§ SOURCE EXCERPT:
▬▬▬
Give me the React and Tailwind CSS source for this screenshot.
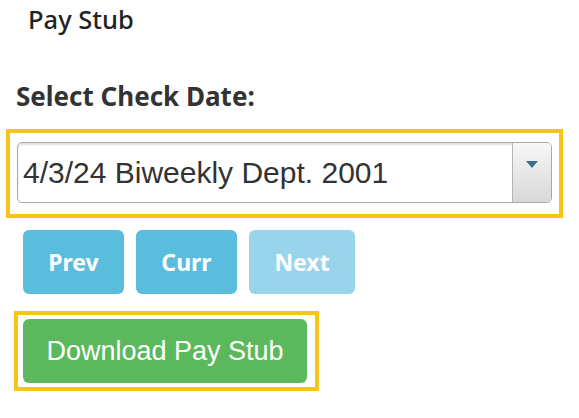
import React from 'react';

const NAV_BTNS = [
  { label: 'Prev', w: 'w-[101px]', disabled: false },
  { label: 'Curr', w: 'w-[101px]', disabled: false },
  { label: 'Next', w: 'w-[106px]', disabled: true },
];

export default function App() {
  return (
    <div className="w-[579px] h-[418px] bg-white overflow-hidden font-['Noto_Sans',sans-serif] text-[#333]">

      {/* ── Title ── */}
      <h1 className="pl-[28px] pt-[3px] h-[32px] text-[25.5px] leading-[32px] font-medium text-[#222]">Pay Stub</h1>

      {/* ── Check date ── */}
      <label className="block mt-[47px] pl-[16px] h-[34px] text-[26px] leading-[34px] font-bold text-[#333]">
        Select Check Date:
      </label>

      <div className="mt-[16px] ml-[6px] w-[557px] h-[89px] border-4 border-[#f8c41c] pt-[9px] px-[7px]">
        <div className="flex h-[61px] rounded-[5px] border border-[#a9a9a9] bg-white shadow-[inset_0_2px_2px_rgba(0,0,0,0.12)] overflow-hidden">
          <div className="flex-1 flex items-center pl-[5px] font-['Liberation_Sans',Arial,sans-serif] text-[30px] text-[#333]">
            4/3/24 Biweekly Dept. 2001
          </div>
          <div className="w-[39px] flex items-start justify-center pt-[18px] border-l border-[#b5b5b5] bg-gradient-to-b from-[#f7f7f7] to-[#d9d9d9]">
            <svg width="12" height="7" viewBox="0 0 12 7">
              <path d="M0 0h12L6 7z" fill="#3f6c88" />
            </svg>
          </div>
        </div>
      </div>

      {/* ── Prev / Curr / Next ── */}
      <div className="flex gap-[12px] mt-[12px] ml-[23px]">
        {NAV_BTNS.map(b => (
          <button key={b.label}
            className={`${b.w} h-[64px] rounded-[6px] text-[23px] font-bold text-white ${b.disabled ? 'bg-[#99d5ea]' : 'bg-[#5bbddd]'}`}>
            {b.label}
          </button>
        ))}
      </div>

      {/* ── Download ── */}
      <div className="mt-[17px] ml-[14px] w-[305px] h-[80px] border-4 border-[#f8c41c] pt-[4px] pl-[5px]">
        <button className="w-[284px] h-[64px] rounded-[6px] bg-[#5cb85c] font-['Liberation_Sans',Arial,sans-serif] text-[27px] text-white">
          Download Pay Stub
        </button>
      </div>
    </div>
  );
}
▬▬▬
§ JOB:
Copy out all of the material exactly as written, without its pictures.

§ RIGHT ANSWER:
Give me the React and Tailwind CSS source for this screenshot.
import React from 'react';

const NAV_BTNS = [
  { label: 'Prev', w: 'w-[101px]', disabled: false },
  { label: 'Curr', w: 'w-[101px]', disabled: false },
  { label: 'Next', w: 'w-[106px]', disabled: true },
];

export default function App() {
  return (
    <div className="w-[579px] h-[418px] bg-white overflow-hidden font-['Noto_Sans',sans-serif] text-[#333]">

      {/* ── Title ── */}
      <h1 className="pl-[28px] pt-[3px] h-[32px] text-[25.5px] leading-[32px] font-medium text-[#222]">Pay Stub</h1>

      {/* ── Check date ── */}
      <label className="block mt-[47px] pl-[16px] h-[34px] text-[26px] leading-[34px] font-bold text-[#333]">
        Select Check Date:
      </label>

      <div className="mt-[16px] ml-[6px] w-[557px] h-[89px] border-4 border-[#f8c41c] pt-[9px] px-[7px]">
        <div className="flex h-[61px] rounded-[5px] border border-[#a9a9a9] bg-white shadow-[inset_0_2px_2px_rgba(0,0,0,0.12)] overflow-hidden">
          <div className="flex-1 flex items-center pl-[5px] font-['Liberation_Sans',Arial,sans-serif] text-[30px] text-[#333]">
            4/3/24 Biweekly Dept. 2001
          </div>
          <div className="w-[39px] flex items-start justify-center pt-[18px] border-l border-[#b5b5b5] bg-gradient-to-b from-[#f7f7f7] to-[#d9d9d9]">
            <svg width="12" height="7" viewBox="0 0 12 7">
              <path d="M0 0h12L6 7z" fill="#3f6c88" />
            </svg>
          </div>
        </div>
      </div>

      {/* ── Prev / Curr / Next ── */}
      <div className="flex gap-[12px] mt-[12px] ml-[23px]">
        {NAV_BTNS.map(b => (
          <button key={b.label}
            className={`${b.w} h-[64px] rounded-[6px] text-[23px] font-bold text-white ${b.disabled ? 'bg-[#99d5ea]' : 'bg-[#5bbddd]'}`}>
            {b.label}
          </button>
        ))}
      </div>

      {/* ── Download ── */}
      <div className="mt-[17px] ml-[14px] w-[305px] h-[80px] border-4 border-[#f8c41c] pt-[4px] pl-[5px]">
        <button className="w-[284px] h-[64px] rounded-[6px] bg-[#5cb85c] font-['Liberation_Sans',Arial,sans-serif] text-[27px] text-white">
          Download Pay Stub
        </button>
      </div>
    </div>
  );
}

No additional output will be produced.